Beneath the polite, diplomatic surface of their talk I can detect certain pre-match anxieties. The play opens to the critics on Monday and neither has the faintest idea what public fate awaits them: triumph and adulation, disaster and ridicule, or something in between. It’s a relief when we move away from the production itself and turn to the wider topic of the Great War and its historical position in the 20th century. Faulks has evidently pondered this long and hard. ‘The events of the first war were deliberately forgotten very quickly because the people who survived it couldn’t find ways of expressing what they’d been through. Twenty years later, at the time when it might reasonably have been resurfacing, another world war came along. And that was remembered very differently, not just remembered but memorialised, particularly the Holocaust aspect of it. So the first war was blotted from view by a deliberate forgetting, followed by a deliberate memorialising.’

He agrees when I suggest to him that the resurgence of interest in the Great War owes itself to the end of the cold war. In the last two decades a succession of hugely successful novels have explored the experience of soldiers in the trenches. Birdsong led the way. Our appetite for tales of armed conflict is nurtured by the tragic fact that the fall of the Berlin Wall finally made the world safe for war. Until 1989 the superpowers were restrained from aggression by the ‘flashpoint’ theory, itself a relic of Sarajevo 1914, which made them anxious that a military exchange anywhere on the globe might trigger a vast terminal shootout. So in the decades following 1945 wars were fought sparingly and trepidatiously (with a few obvious exceptions), until the collapse of Soviet Russia put the small-war option back on the table.

Since then, America and its allies have blundered around the world fighting any conflict that takes their fancy, in Somalia, in the Gulf (twice), in the Balkans, in Sierra Leone, in Afghanistan and elsewhere. We fight without fear of nuclear reprisal and we send our troops into sovereign territory without even declaring war. Platitudes about ‘spreading freedom and western values’ are fed to the citizenry at home, who mistrust the notion that liberty can be enforced at gunpoint and who watch with rising disquiet as the slain return in coffins from these ill-lit, semi-secret, underexplained conflicts. Instead of the cold war we have a hot peace, and it shows no sign of cooling down.

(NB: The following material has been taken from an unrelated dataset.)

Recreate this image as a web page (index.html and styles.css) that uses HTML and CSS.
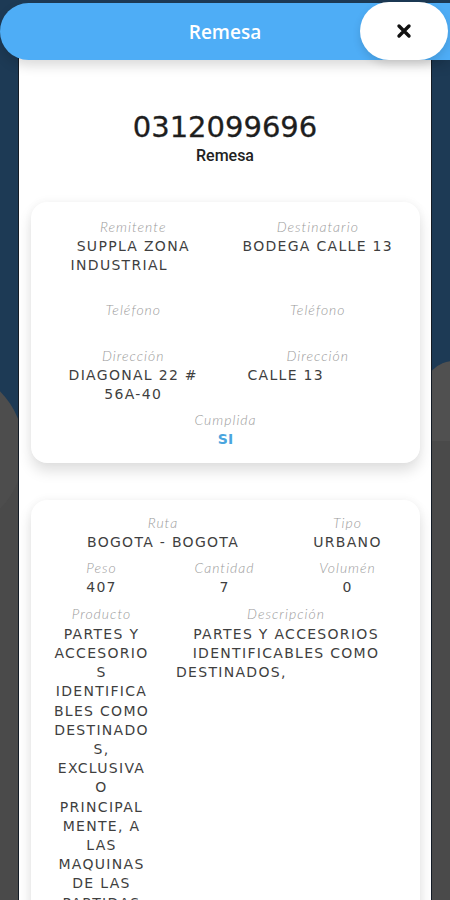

In this context the Great War appeals to us because of its gruesome purity. Its origins and causes are rarely mentioned, let alone analysed, in Great War fiction because they expired with the armistice. All that’s left is the brutality of the front – the ‘mechanised abattoir’, as Faulks terms it – which looms before us in all its blood-soaked futility, and which we’re moved to contemplate now precisely because it’s not over. It’s still happening.

When he wrote the book in 1993, Faulks hadn’t foreseen that his revival of the ‘forgotten war’ would elicit such keen interest from the public. He entertained only a modest hope that the end of the century would bring renewed interest in its first dreadful conflict. His wager paid off. The novel sold three million copies.

As I’m leaving, I throw him a question about the coalition and he becomes uncharacteristically animated. He admits to a crush on Dave. ‘He’s clever. He’s got a sense of humour. He talks about America in a grown-up way.’ Did you vote for him? ‘As a novelist you should never disclose your political affiliations. It alienates too many readers.’ He admits to voting Lib Dem in 2005.

‘So you supported Nick Clegg?’ The very mention of the name draws a shadow across Faulks’s golden brow. An ominous note enters his voice. ‘I don’t like Clegg,’ he says slowly and with real venom. ‘Those TV debates. The new politics? Pretending the Liberals have just been invented when they’re older than the other parties put together. Now he’s going round announcing that he’s introducing the biggest constitutional reforms since 17-something or other. You want to tell him, “Calm down. Get back in your box.”‘ He finishes with something that I feel sure I must have misheard. ‘Sorry,’ I say with cupped ear, ‘Did you describe Nick Clegg as a self-important little tit?’ ‘Yes, I did,’ says the author of Birdsong. ‘That’s what he is.’ A little tit. Perhaps he meant the bird.

Birdsong is previewing at the Comedy Theatre in London.